Dr. Houser was the best preacher that I ever heard in person.  He had a Master’s Degree in English besides his theological degrees and his use of language in the service of the gospel was amazing.  His sermon style was different than most (it was narrative at times and expository at other times) and what we were taught by Dr. Aho who emphasized a logical structure and style. Dr. Houser always encouraged us to find the style that fit us.  If you are a “C” preacher in Dr. Aho’s style find another he would say.

I found this quote from Dr. Houser in the Concordia Theological Quarterly from 1989.  In it he points out the elements of a proper sermon.  You might find his remarks helpful when you listen to a sermon even as I find it helpful when I prepare a sermon.

“It goes without saying that every sermon must possess four characteristics: (1.) It must be scriptural. It does not matter if the preacher uses a verse or two, or a chapter, or even an entire book of the Bible, as long as the text is from the Bible. (2.) It must properly divide the Law from the Gospel.
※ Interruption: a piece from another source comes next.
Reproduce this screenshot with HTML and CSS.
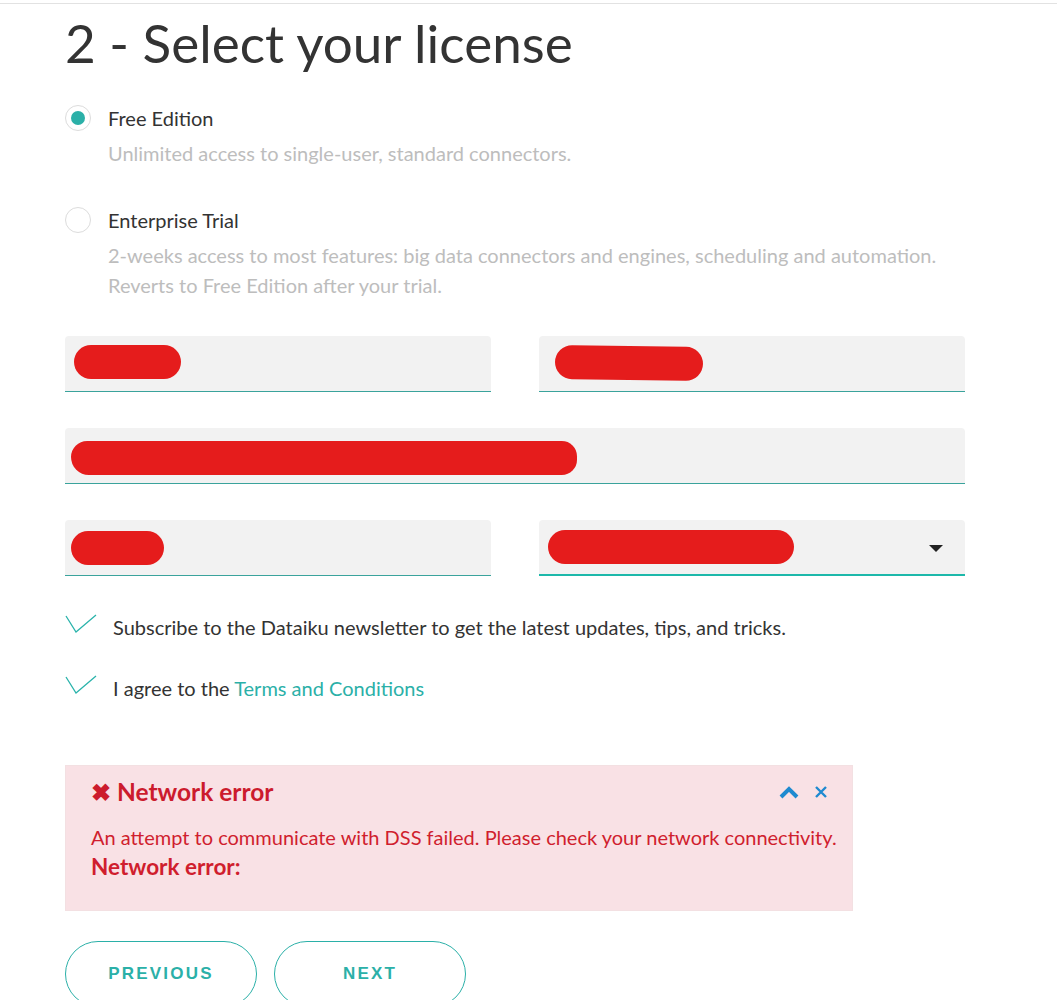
FILE: index.html
```html
<!DOCTYPE html>
<html>
<head>
    <link rel="stylesheet" href="styles.css">
</head>
<body>
    <div class="top-line"></div>
    <div class="page">
        <h1>2 - Select your license</h1>

        <div class="license">
            <label class="radio-row">
                <span class="radio checked"></span>
                <span class="radio-label">Free Edition</span>
            </label>
            <p class="license-desc">Unlimited access to single-user, standard connectors.</p>
        </div>

        <div class="license">
            <label class="radio-row">
                <span class="radio"></span>
                <span class="radio-label">Enterprise Trial</span>
            </label>
            <p class="license-desc">2-weeks access to most features: big data connectors and engines, scheduling and automation.<br>Reverts to Free Edition after your trial.</p>
        </div>

        <form class="fields">
            <div class="field-row">
                <div class="field"><span class="scribble s-first"></span></div>
                <div class="field"><span class="scribble s-last"></span></div>
            </div>
            <div class="field-row">
                <div class="field wide"><span class="scribble s-email"></span></div>
            </div>
            <div class="field-row">
                <div class="field"><span class="scribble s-company"></span></div>
                <div class="field select"><span class="scribble s-country"></span><span class="caret"></span></div>
            </div>

            <label class="check-row first">
                <svg class="check" width="32" height="20" viewBox="0 0 32 20"><polyline points="1,2 11,18 31,1" fill="none" stroke="#2ab3ab" stroke-width="1.3"/></svg>
                <span>Subscribe to the Dataiku newsletter to get the latest updates, tips, and tricks.</span>
            </label>
            <label class="check-row">
                <svg class="check" width="32" height="20" viewBox="0 0 32 20"><polyline points="1,2 11,18 31,1" fill="none" stroke="#2ab3ab" stroke-width="1.3"/></svg>
                <span>I agree to the <a href="#" class="link">Terms and Conditions</a></span>
            </label>
        </form>

        <div class="alert">
            <div class="alert-head">
                <h4><span class="alert-x">&#10006;</span> Network error</h4>
                <div class="alert-tools">
                    <svg width="22" height="14" viewBox="0 0 22 14"><polyline points="3,12 11,4 19,12" fill="none" stroke="#1f8ad0" stroke-width="4"/></svg>
                    <svg width="14" height="14" viewBox="0 0 14 14"><path d="M2 2 L12 12 M12 2 L2 12" stroke="#1f8ad0" stroke-width="2.4"/></svg>
                </div>
            </div>
            <p class="alert-msg">An attempt to communicate with DSS failed. Please check your network connectivity.</p>
            <p class="alert-detail">Network error:</p>
        </div>

        <div class="buttons">
            <button class="btn">PREVIOUS</button>
            <button class="btn">NEXT</button>
        </div>
    </div>
</body>
</html>
```

FILE: styles.css
```css
body {
    margin: 0;
    background: #fff;
    font-family: "Lato", "Liberation Sans", sans-serif;
    color: #333;
    overflow: hidden;
    height: 1000px;
}
.top-line {
    height: 3px;
    border-bottom: 1px solid #e2e2e2;
}
.page {
    padding-left: 65px;
    width: 900px;
}
h1 {
    font-weight: 400;
    font-size: 53px;
    color: #333;
    margin: 9px 0 0 0;
    line-height: 60px;
}
.license {
    margin-top: 31px;
}
.license + .license {
    margin-top: 38px;
}
.radio-row {
    display: flex;
    align-items: center;
    height: 28px;
}
.radio {
    width: 24px;
    height: 24px;
    border: 1px solid #dcdcdc;
    border-radius: 50%;
    margin-right: 17px;
    position: relative;
    box-sizing: content-box;
}
.radio.checked::after {
    content: "";
    position: absolute;
    left: 5px;
    top: 5px;
    width: 14px;
    height: 14px;
    border-radius: 50%;
    background: #2bb0a8;
}
.radio-label {
    font-size: 20px;
    color: #333;
}
.license-desc {
    margin: 6px 0 0 43px;
    font-size: 20px;
    line-height: 30px;
    color: #bdbdbd;
}
.fields {
    margin-top: 36px;
}
.field-row {
    display: flex;
    gap: 48px;
    margin-bottom: 36px;
}
.field {
    flex: 1;
    height: 55px;
    background: #f2f2f2;
    border-radius: 4px 4px 0 0;
    border-bottom: 1px solid #3aa39c;
    display: flex;
    align-items: center;
    position: relative;
}
.field.select {
    border-bottom: 2px solid #1db8aa;
    height: 54px;
}
.caret {
    position: absolute;
    right: 22px;
    top: 25px;
    border-left: 7px solid transparent;
    border-right: 7px solid transparent;
    border-top: 7px solid #222;
}
.scribble {
    display: block;
    height: 34px;
    background: #e51c1c;
    border-radius: 17px;
    margin-left: 9px;
}
.s-first { width: 107px; margin-top: -4px; }
.s-last { width: 148px; margin-left: 16px; margin-top: -2px; transform: rotate(0.8deg); }
.s-email { width: 506px; margin-left: 6px; margin-top: 4px; border-radius: 18px 17px 17px 20px; }
.s-company { width: 93px; margin-left: 6px; margin-top: 0; }
.s-country { width: 246px; margin-left: 9px; margin-top: 0; }
.check-row {
    display: flex;
    align-items: center;
    font-size: 20px;
    color: #333;
    margin-top: 37px;
}
.check-row.first {
    margin-top: 39px;
}
.check {
    margin-right: 16px;
    margin-top: -6px;
}
.link {
    color: #2bb0a8;
    text-decoration: none;
}
.alert {
    margin-top: 65px;
    width: 736px;
    background: #f9e1e5;
    border: 1px solid #f3e0e2;
    padding: 11px 25px 28px 25px;
    color: #d01e2e;
}
.alert-head {
    display: flex;
    align-items: center;
    justify-content: space-between;
}
.alert-head h4 {
    margin: 0;
    font-size: 24.5px;
    font-weight: 700;
    color: #cc1b2d;
}
.alert-x {
    font-size: 24px;
}
.alert-tools {
    display: flex;
    gap: 14px;
    align-items: center;
    margin-right: -1px;
}
.alert-msg {
    margin: 15px 0 0 0;
    font-size: 20px;
    line-height: 30px;
    white-space: nowrap;
}
.alert-detail {
    margin: 0;
    font-size: 22.5px;
    font-weight: 700;
    line-height: 30px;
}
.buttons {
    display: flex;
    gap: 17px;
    margin-top: 30px;
}
.btn {
    width: 192px;
    height: 66px;
    border: 1px solid #2bb0a8;
    border-radius: 33px;
    background: #fff;
    color: #2bb0a8;
    font-family: "Liberation Sans", sans-serif;
    font-weight: 700;
    font-size: 17px;
    letter-spacing: 2.2px;
}
```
The Law points out the eternally damning consequences of sin, while the Gospel proclaims Christ's sacrifice upon the cross and justification through faith. (3.) It must give a proper interpretation (exegesis) of the text which includes the teaching of pure doctrine, "refuting false doctrine, correcting an ungodly life, and encouraging a godly life." (4.) The sermon must be relevant and not expounded in abstract and confusing terminology.”

It is good to remember those who have taught us the Word of God.  It was a delight to think again of someone who had so much influence on me as a young seminary student.  God gives us these pastors and teachers to bring the life-saving gospel of Jesus Christ to us.  I know in your life; besides your parents, you have pastors and Day School and Sunday School and Bible Class teachers who have meant much to your spiritual formation.  Remember these people.  Thank God for them.  Consider the outcome of their conduct in Christ Jesus.  I know it was a special day for me to thank God again for Pastor Houser and pray God’s richest blessings upon him in these days.